Allot-Davey thinks the Woman IFA of the Year competition helps to stretch its participants. She says:”I found going through the process of applying incredibly useful. The early stages of putting your CV together and thinking about what you do makes you take a long hard look at yourself.When you are a general adviser like me it is hard to keep up to date with everything and there can sometimes be gaps in your knowledge which preparing for tests can help to fill.”
Carolyn Corless became a financial adviser quite by accident. She used to work in stage management and got an administrative job at Hargreaves Lansdown in 1987.
She says: “I didn’t wake up one day and think, ‘I want to be an IFA’, but it was something that I gradually found very interesting.”
After Hargreaves Lansdown, Corless worked for Godwins and Chartwell before becoming a chartered financial planner at Bloomsbury in April last year, providing wealth management advice to multi-millionaires.
Corless says: “The type of clients that we serve tend to have complex affairs and are all very different.”
Bloomsbury is a small firm with six registered individuals. Corless prefers working within a small team as she is able to provide a full financial planning service.
Her achievements include awards as investment trust planner of the year in 2000, 2001, and 2004, unit trust planner of the year in 2001 and retirement planner of the year in 2003.
Corless has written articles in the trade press and is a member of the IFP’s education committee.
She feels it is important that female achievement in the IFA industry is celebrated, and says: “Although it is an egalitarian industry with no discrimination, it is still very male-dominated, which is probably because of an outdated public perception. It is good to know that there are other women achieving out there.”
Marlene Shalton set up her IFA practice Chambers Morgan James Financial Management in 1991 after 13 years as a probation officer.
She says: “I just wanted a change and the chance to be my own boss.”
Shalton believes the people skills gleaned from her time as a probation officer have been very useful during her time as an IFA, especially when combined with her previous work in accountancy.

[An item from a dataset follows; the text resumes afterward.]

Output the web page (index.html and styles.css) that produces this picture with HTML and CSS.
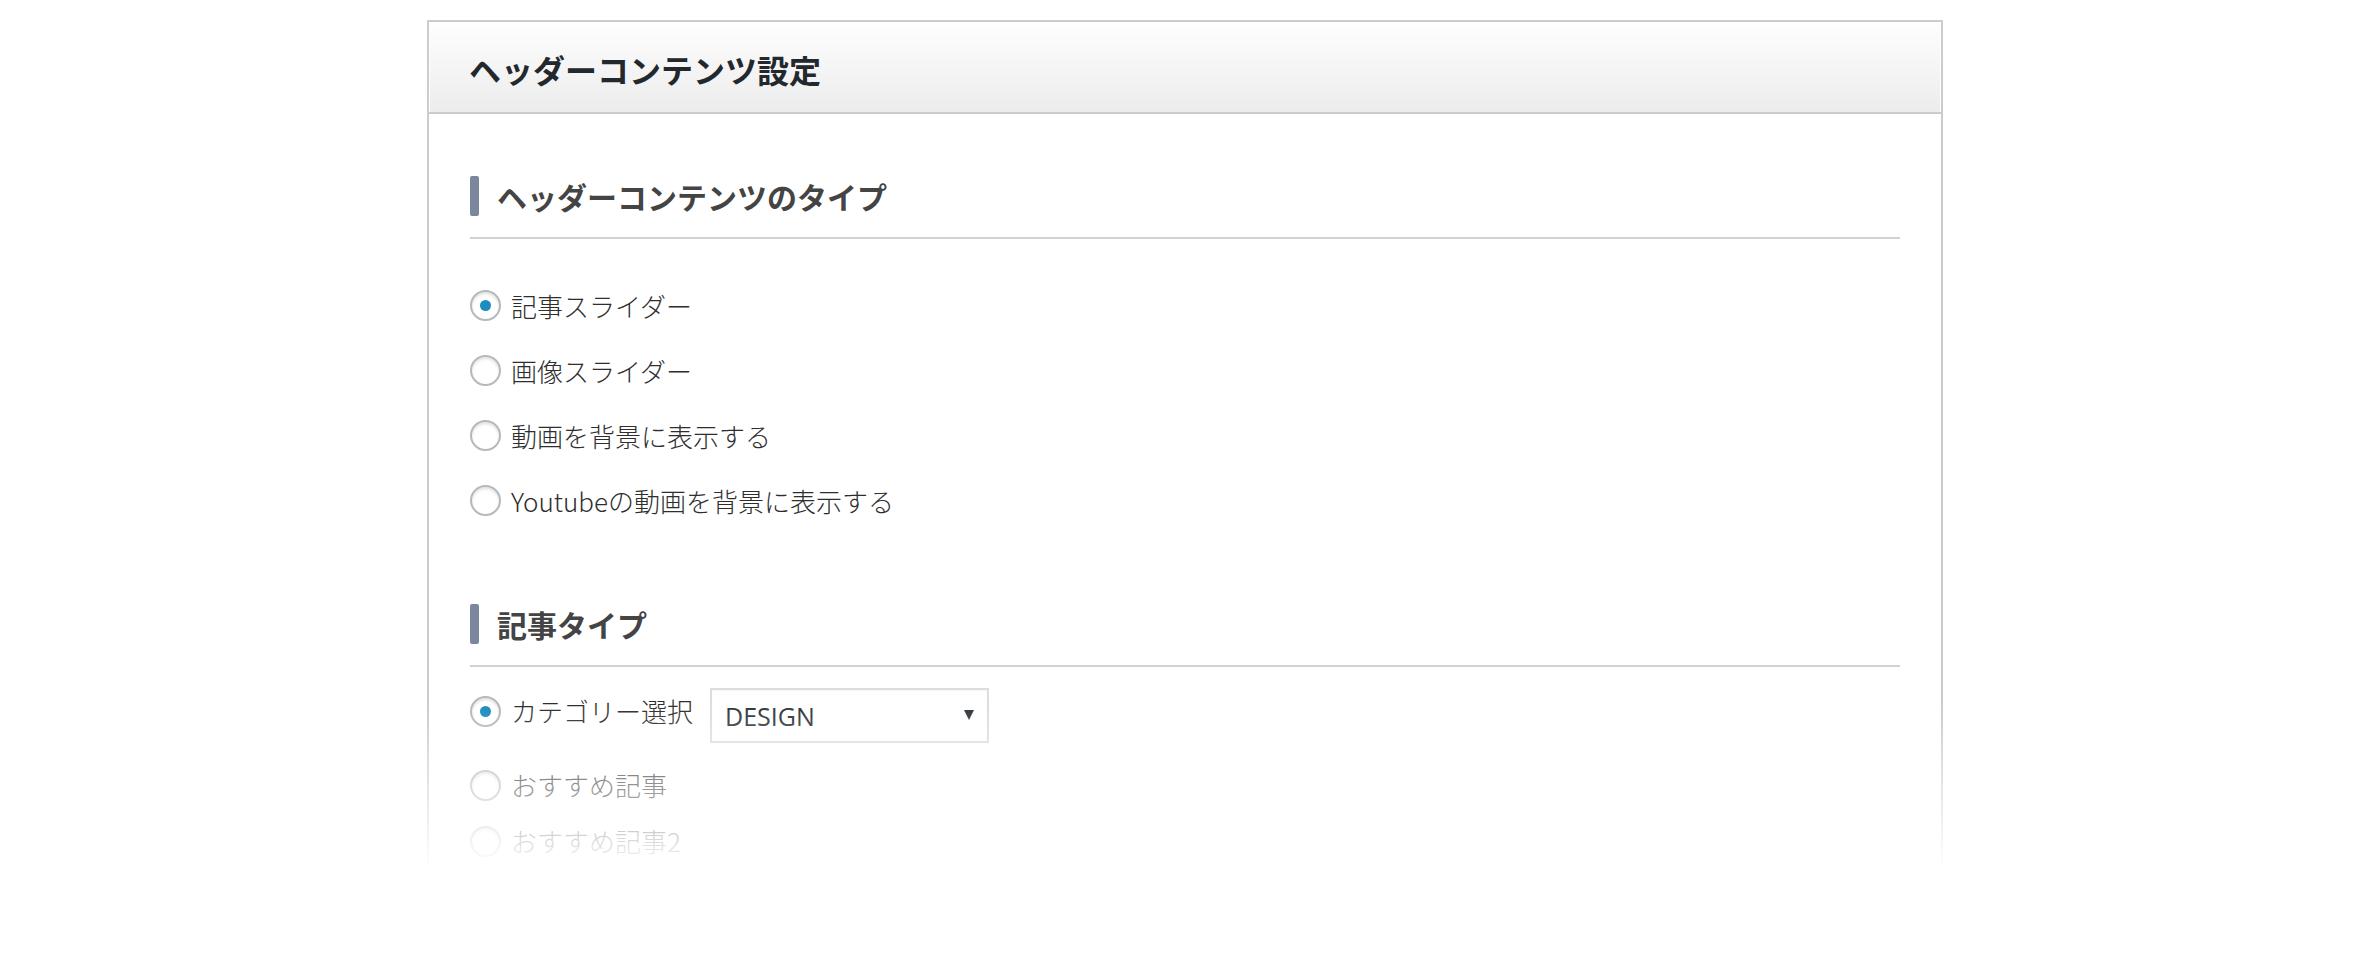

She shares the workload with one other financial planner and her support team. Her daughter Laura has recently joined the practice which is based in Llandaff, Wales.
The firm aims to provide a full financial planning service, with the whole team looking after each client. Shalton says: “I want to help people relate what they want to achieve in life to their finances.”
She contributes regularly to the national press and has a weekly personal finance column in the local press. She also provides advice for the webzine mother@work. Her TV appearances include speaking on Working Lunch and Panorama.
A long-time member of the Institute of Financial Planning, Shalton is now a board director with the IFP and she also hopes to serve on the recently launched Welsh Financial Skills and Services Council.
Shalton was previously shortlisted for the Woman IFA of the Year competition in 2002.
She says: “When I first heard about the award, I initially did not appreciate what it was about. I thought it was just about positive discrimination but it really does highlight the special contribution that women have in financial planning. Going for the award puts you through lots of tests, case studies, technical questions, which are really useful.”
After establishing her own business – Dawn Slater Associates – 10 years ago, Dawn Slater sold the firm to Capital Planning (UK) last April and she now works under the umbrella of Capital, which comprises about 120 registered individuals.
Slater began working in financial services in the mid-1980s by working in an estate agency. She says: “In those days, there was no regulation and I just fell into it. It was real on-the-job training.”
Although she initially worked as a mortgage adviser, Slater now prefers working in investments and pensions. She is looking forward to the challenge of preparing clients for the new pension legislation and is working with the local chamber of commerce in the run-up to A-Day.
Slater describes her client base as “Mr and Mrs Average, probably in their 50s and earning 50,000-plus a year. We do not have any multi-millionaires.”
She also deals with the directors of small and medium-sized companies.
Slater thinks the Woman IFA of the Year Award is important in encouraging women within the industry. She says: “There seem to be lots of women who are planners but do not want to be advisers. I feel that women’s empathy makes them very good advisers. Awards like the Woman IFA of the Year help to bring women to the forefront and publicise just how good they are.”